▶ _To do_: Quote the full listing word for word.

╔══

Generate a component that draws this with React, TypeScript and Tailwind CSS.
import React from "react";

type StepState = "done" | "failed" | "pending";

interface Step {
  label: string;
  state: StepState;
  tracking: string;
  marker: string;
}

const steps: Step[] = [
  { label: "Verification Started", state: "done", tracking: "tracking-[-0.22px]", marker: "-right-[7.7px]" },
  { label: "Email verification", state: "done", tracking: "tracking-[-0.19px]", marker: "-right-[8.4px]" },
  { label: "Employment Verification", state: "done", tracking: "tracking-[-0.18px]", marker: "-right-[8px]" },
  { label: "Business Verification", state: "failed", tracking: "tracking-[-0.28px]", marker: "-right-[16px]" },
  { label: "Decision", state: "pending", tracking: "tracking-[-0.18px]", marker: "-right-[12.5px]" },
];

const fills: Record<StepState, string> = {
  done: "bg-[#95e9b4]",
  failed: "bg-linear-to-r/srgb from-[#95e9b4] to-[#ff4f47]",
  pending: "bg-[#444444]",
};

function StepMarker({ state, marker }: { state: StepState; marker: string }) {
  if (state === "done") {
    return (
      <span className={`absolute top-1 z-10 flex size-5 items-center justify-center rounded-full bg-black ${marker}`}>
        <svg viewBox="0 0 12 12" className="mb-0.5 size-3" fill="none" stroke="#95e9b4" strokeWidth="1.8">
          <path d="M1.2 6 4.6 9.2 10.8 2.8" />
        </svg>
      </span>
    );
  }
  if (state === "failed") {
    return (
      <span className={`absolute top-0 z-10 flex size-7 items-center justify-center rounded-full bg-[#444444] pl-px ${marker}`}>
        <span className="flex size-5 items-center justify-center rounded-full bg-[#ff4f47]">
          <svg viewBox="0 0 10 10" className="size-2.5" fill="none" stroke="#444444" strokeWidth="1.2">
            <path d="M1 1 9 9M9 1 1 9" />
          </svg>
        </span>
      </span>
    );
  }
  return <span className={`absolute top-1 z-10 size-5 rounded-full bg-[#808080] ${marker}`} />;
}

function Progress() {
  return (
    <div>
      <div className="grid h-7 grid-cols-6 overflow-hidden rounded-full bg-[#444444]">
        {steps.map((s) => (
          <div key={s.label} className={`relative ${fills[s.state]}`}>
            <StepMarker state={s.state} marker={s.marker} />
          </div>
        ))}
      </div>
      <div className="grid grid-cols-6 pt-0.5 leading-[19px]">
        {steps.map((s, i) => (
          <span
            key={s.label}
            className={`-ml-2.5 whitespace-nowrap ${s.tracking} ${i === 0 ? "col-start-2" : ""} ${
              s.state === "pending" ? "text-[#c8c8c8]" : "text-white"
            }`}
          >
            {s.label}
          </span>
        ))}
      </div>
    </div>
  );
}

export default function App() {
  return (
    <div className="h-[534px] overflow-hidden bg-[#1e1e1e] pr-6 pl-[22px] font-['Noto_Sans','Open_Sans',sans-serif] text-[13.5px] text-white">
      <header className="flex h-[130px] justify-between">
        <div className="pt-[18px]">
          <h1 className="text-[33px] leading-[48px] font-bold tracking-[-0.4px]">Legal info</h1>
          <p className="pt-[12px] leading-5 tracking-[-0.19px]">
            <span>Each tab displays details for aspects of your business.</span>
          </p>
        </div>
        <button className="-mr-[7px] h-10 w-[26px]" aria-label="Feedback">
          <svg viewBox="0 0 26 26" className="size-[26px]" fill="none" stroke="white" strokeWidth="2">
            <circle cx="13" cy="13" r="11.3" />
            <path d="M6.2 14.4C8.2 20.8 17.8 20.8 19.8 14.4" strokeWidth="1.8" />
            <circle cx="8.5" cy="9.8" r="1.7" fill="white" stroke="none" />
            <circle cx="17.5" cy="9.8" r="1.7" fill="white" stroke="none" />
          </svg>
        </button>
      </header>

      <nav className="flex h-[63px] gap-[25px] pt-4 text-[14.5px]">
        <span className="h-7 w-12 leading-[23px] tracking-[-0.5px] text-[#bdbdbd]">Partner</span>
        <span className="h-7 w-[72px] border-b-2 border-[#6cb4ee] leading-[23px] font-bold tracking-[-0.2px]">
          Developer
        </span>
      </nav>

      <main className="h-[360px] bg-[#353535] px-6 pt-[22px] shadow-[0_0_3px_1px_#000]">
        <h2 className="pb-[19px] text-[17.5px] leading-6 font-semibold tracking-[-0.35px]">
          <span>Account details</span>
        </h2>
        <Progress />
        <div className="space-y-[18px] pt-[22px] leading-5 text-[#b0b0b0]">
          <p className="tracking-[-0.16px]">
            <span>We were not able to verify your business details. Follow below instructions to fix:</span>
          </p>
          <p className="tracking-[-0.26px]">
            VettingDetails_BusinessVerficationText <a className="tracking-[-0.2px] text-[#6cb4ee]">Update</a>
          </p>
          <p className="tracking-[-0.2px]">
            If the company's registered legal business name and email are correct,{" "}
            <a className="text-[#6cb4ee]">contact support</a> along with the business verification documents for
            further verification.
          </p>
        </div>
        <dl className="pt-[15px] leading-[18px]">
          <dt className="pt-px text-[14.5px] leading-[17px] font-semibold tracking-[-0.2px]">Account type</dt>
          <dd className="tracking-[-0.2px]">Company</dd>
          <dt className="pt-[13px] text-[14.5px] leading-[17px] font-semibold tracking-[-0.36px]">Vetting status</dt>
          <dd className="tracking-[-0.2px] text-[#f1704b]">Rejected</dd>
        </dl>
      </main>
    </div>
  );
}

╚══

▶ _Correct response_:
Generate a component that draws this with React, TypeScript and Tailwind CSS.
import React from "react";

type StepState = "done" | "failed" | "pending";

interface Step {
  label: string;
  state: StepState;
  tracking: string;
  marker: string;
}

const steps: Step[] = [
  { label: "Verification Started", state: "done", tracking: "tracking-[-0.22px]", marker: "-right-[7.7px]" },
  { label: "Email verification", state: "done", tracking: "tracking-[-0.19px]", marker: "-right-[8.4px]" },
  { label: "Employment Verification", state: "done", tracking: "tracking-[-0.18px]", marker: "-right-[8px]" },
  { label: "Business Verification", state: "failed", tracking: "tracking-[-0.28px]", marker: "-right-[16px]" },
  { label: "Decision", state: "pending", tracking: "tracking-[-0.18px]", marker: "-right-[12.5px]" },
];

const fills: Record<StepState, string> = {
  done: "bg-[#95e9b4]",
  failed: "bg-linear-to-r/srgb from-[#95e9b4] to-[#ff4f47]",
  pending: "bg-[#444444]",
};

function StepMarker({ state, marker }: { state: StepState; marker: string }) {
  if (state === "done") {
    return (
      <span className={`absolute top-1 z-10 flex size-5 items-center justify-center rounded-full bg-black ${marker}`}>
        <svg viewBox="0 0 12 12" className="mb-0.5 size-3" fill="none" stroke="#95e9b4" strokeWidth="1.8">
          <path d="M1.2 6 4.6 9.2 10.8 2.8" />
        </svg>
      </span>
    );
  }
  if (state === "failed") {
    return (
      <span className={`absolute top-0 z-10 flex size-7 items-center justify-center rounded-full bg-[#444444] pl-px ${marker}`}>
        <span className="flex size-5 items-center justify-center rounded-full bg-[#ff4f47]">
          <svg viewBox="0 0 10 10" className="size-2.5" fill="none" stroke="#444444" strokeWidth="1.2">
            <path d="M1 1 9 9M9 1 1 9" />
          </svg>
        </span>
      </span>
    );
  }
  return <span className={`absolute top-1 z-10 size-5 rounded-full bg-[#808080] ${marker}`} />;
}

function Progress() {
  return (
    <div>
      <div className="grid h-7 grid-cols-6 overflow-hidden rounded-full bg-[#444444]">
        {steps.map((s) => (
          <div key={s.label} className={`relative ${fills[s.state]}`}>
            <StepMarker state={s.state} marker={s.marker} />
          </div>
        ))}
      </div>
      <div className="grid grid-cols-6 pt-0.5 leading-[19px]">
        {steps.map((s, i) => (
          <span
            key={s.label}
            className={`-ml-2.5 whitespace-nowrap ${s.tracking} ${i === 0 ? "col-start-2" : ""} ${
              s.state === "pending" ? "text-[#c8c8c8]" : "text-white"
            }`}
          >
            {s.label}
          </span>
        ))}
      </div>
    </div>
  );
}

export default function App() {
  return (
    <div className="h-[534px] overflow-hidden bg-[#1e1e1e] pr-6 pl-[22px] font-['Noto_Sans','Open_Sans',sans-serif] text-[13.5px] text-white">
      <header className="flex h-[130px] justify-between">
        <div className="pt-[18px]">
          <h1 className="text-[33px] leading-[48px] font-bold tracking-[-0.4px]">Legal info</h1>
          <p className="pt-[12px] leading-5 tracking-[-0.19px]">
            <span>Each tab displays details for aspects of your business.</span>
          </p>
        </div>
        <button className="-mr-[7px] h-10 w-[26px]" aria-label="Feedback">
          <svg viewBox="0 0 26 26" className="size-[26px]" fill="none" stroke="white" strokeWidth="2">
            <circle cx="13" cy="13" r="11.3" />
            <path d="M6.2 14.4C8.2 20.8 17.8 20.8 19.8 14.4" strokeWidth="1.8" />
            <circle cx="8.5" cy="9.8" r="1.7" fill="white" stroke="none" />
            <circle cx="17.5" cy="9.8" r="1.7" fill="white" stroke="none" />
          </svg>
        </button>
      </header>

      <nav className="flex h-[63px] gap-[25px] pt-4 text-[14.5px]">
        <span className="h-7 w-12 leading-[23px] tracking-[-0.5px] text-[#bdbdbd]">Partner</span>
        <span className="h-7 w-[72px] border-b-2 border-[#6cb4ee] leading-[23px] font-bold tracking-[-0.2px]">
          Developer
        </span>
      </nav>

      <main className="h-[360px] bg-[#353535] px-6 pt-[22px] shadow-[0_0_3px_1px_#000]">
        <h2 className="pb-[19px] text-[17.5px] leading-6 font-semibold tracking-[-0.35px]">
          <span>Account details</span>
        </h2>
        <Progress />
        <div className="space-y-[18px] pt-[22px] leading-5 text-[#b0b0b0]">
          <p className="tracking-[-0.16px]">
            <span>We were not able to verify your business details. Follow below instructions to fix:</span>
          </p>
          <p className="tracking-[-0.26px]">
            VettingDetails_BusinessVerficationText <a className="tracking-[-0.2px] text-[#6cb4ee]">Update</a>
          </p>
          <p className="tracking-[-0.2px]">
            If the company's registered legal business name and email are correct,{" "}
            <a className="text-[#6cb4ee]">contact support</a> along with the business verification documents for
            further verification.
          </p>
        </div>
        <dl className="pt-[15px] leading-[18px]">
          <dt className="pt-px text-[14.5px] leading-[17px] font-semibold tracking-[-0.2px]">Account type</dt>
          <dd className="tracking-[-0.2px]">Company</dd>
          <dt className="pt-[13px] text-[14.5px] leading-[17px] font-semibold tracking-[-0.36px]">Vetting status</dt>
          <dd className="tracking-[-0.2px] text-[#f1704b]">Rejected</dd>
        </dl>
      </main>
    </div>
  );
}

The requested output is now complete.